Bitbol-Lab / ProtMamba-ssm

ProtMamba: a homology-aware but alignment-free protein state space model
https://www.biorxiv.org/content/10.1101/2024.05.24.595730v1
Apache License 2.0
44 stars 7 forks source link

Test Set Creation #4

Closed smdrnks closed 2 months ago

smdrnks commented 2 months ago

Hi thank you for your work and the nice codebase. I have a question regarding the creation of the held out test set, referenced by "encoded_MSAs_test.pkl". In core.py training and validation are split on the fly with seed=0 and eval_size=193. Am I correct that the test set is sampled similarly, i.e. from the full training set (without replacement), with the same seed, and consisting of 500 clusters as described in section 2.3 in the paper?

Thank you!

damiano-sg commented 2 months ago

Hi, the test set is made of 500 clusters held out from the training set, but we use them in different ways, to compute the test perplexity we use all of them, to generate novel sequences instead we use only few clusters (the ones listed in the appendix).
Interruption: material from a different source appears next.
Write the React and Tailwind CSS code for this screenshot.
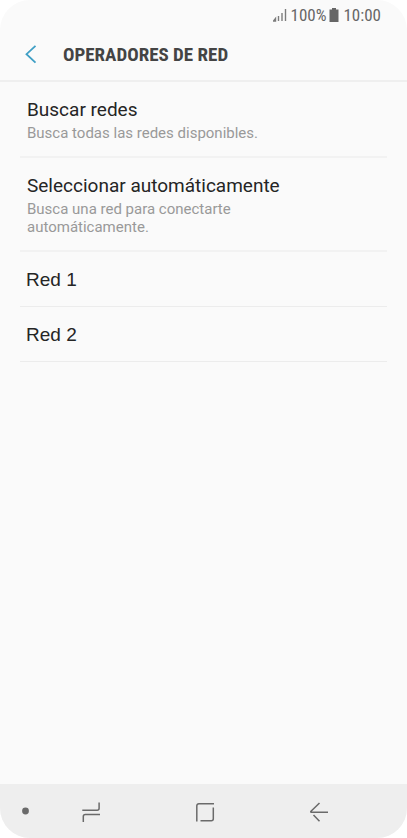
const options = [
  { title: "Buscar redes", detail: "Busca todas las redes disponibles." },
  {
    title: "Seleccionar automáticamente",
    detail: "Busca una red para conectarte automáticamente.",
  },
];

const networks = ["Red 1", "Red 2"];

function StatusBar() {
  return (
    <div className="flex h-[30px] items-center justify-end pr-[26px] font-['Roboto_Condensed',Roboto,sans-serif] text-[17px] leading-5 text-[#666666]">
      <svg width="14" height="14" viewBox="0 0 14 14" className="mr-1" aria-hidden="true">
        <path
          d="M.5 13l2-2.5V13zM5.5 8v5M9 5v8M12.5 1v12"
          fill="none"
          stroke="#7c7c7c"
          strokeWidth="1.4"
        />
      </svg>
      <span>100%</span>
      <svg width="10" height="14" viewBox="0 0 10 14" className="mr-1 ml-[3px]" aria-hidden="true">
        <path d="M3 0h4v1.5h2.5V14h-9V1.5H3z" fill="#666666" />
      </svg>
      <span>10:00</span>
    </div>
  );
}

function Header() {
  return (
    <header className="flex h-[52px] items-center border-b-2 border-[#efefef] pl-6">
      <button type="button" aria-label="Atrás" className="mr-6 shrink-0">
        <svg width="15" height="20" viewBox="0 0 15 20" className="block">
          <path
            d="M11.5 .8L2.5 9.2l9 8.5"
            fill="none"
            stroke="#3f9fc5"
            strokeWidth="1.8"
          />
        </svg>
      </button>
      <h1 className="font-['Roboto_Condensed',Roboto,sans-serif] text-[19px] leading-6 font-bold text-[#444444]">
        OPERADORES DE RED
      </h1>
    </header>
  );
}

function NavBar() {
  return (
    <nav className="flex h-[54px] items-center bg-[#eeeeee] pt-0.5 pl-[22px]">
      <button type="button" aria-label="Fijar barra" className="mr-[51px]">
        <svg width="8" height="20" viewBox="0 0 8 20" className="block">
          <circle cx="3.5" cy="9" r="3.4" fill="#6a6a6a" />
        </svg>
      </button>
      <div className="flex gap-[94px]">
        <button type="button" aria-label="Recientes">
          <svg width="20" height="22" viewBox="0 0 20 22" className="block">
            <path
              d="M1.3 9.2h14.8a2 2 0 0 0 2-2V1.5M19 13.5H4.3a2 2 0 0 0-2 2V21"
              fill="none"
              stroke="#6a6a6a"
              strokeWidth="1.5"
            />
          </svg>
        </button>
        <button type="button" aria-label="Inicio">
          <svg width="20" height="22" viewBox="0 0 20 22" className="block">
            <path
              d="M1.8 20.5V4.8a2 2 0 0 1 2-2H19M18.3 6.5v11.3a2 2 0 0 1-2 2H5.5"
              fill="none"
              stroke="#6a6a6a"
              strokeWidth="1.5"
            />
          </svg>
        </button>
        <button type="button" aria-label="Volver">
          <svg width="20" height="22" viewBox="0 0 20 22" className="block">
            <path
              d="M10.5 2L2 10.3q-.8 1 .4 1H19M4.5 14l6 6.3"
              fill="none"
              stroke="#6a6a6a"
              strokeWidth="1.5"
            />
          </svg>
        </button>
      </div>
    </nav>
  );
}

export default function App() {
  return (
    <div className="min-h-screen bg-white">
      <div className="flex min-h-screen flex-col overflow-hidden rounded-[30px] bg-[#fafafa] font-['Roboto',sans-serif]">
        <StatusBar />
        <Header />
        <main className="grow px-5">
          <ul>
            {options.map((option) => (
              <li key={option.title} className="border-b-2 border-[#f2f2f2]">
                <button type="button" className="block w-full px-[7px] pt-4 pb-[14px] text-left">
                  <span className="block text-[19px] leading-6 text-[#252525]">
                    {option.title}
                  </span>
                  <span className="mt-0.5 block max-w-60 text-[15px] leading-[18px] text-[#999999]">
                    {option.detail}
                  </span>
                </button>
              </li>
            ))}
            {networks.map((name) => (
              <li key={name} className="border-b border-[#ececec]">
                <button
                  type="button"
                  className="block w-full px-[6px] pt-4 pb-[14px] text-left font-['Liberation_Sans',Arial,sans-serif] text-[19px] leading-6 text-[#252525]"
                >
                  {name}
                </button>
              </li>
            ))}
          </ul>
        </main>
        <NavBar />
      </div>
    </div>
  );
}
We realized that we still didn't share the full test set in this repo and we plan to do it as soon as possible!

smdrnks commented 2 months ago

Providing the test set would be great! Thank you for your answer.

CyrilMa commented 2 months ago

Hi @smdrnks,

Thank you for your patience. We have added two new txt files with the cluster ids used in the train/test split: test ids and train ids here.

Please let us know if you need anything else!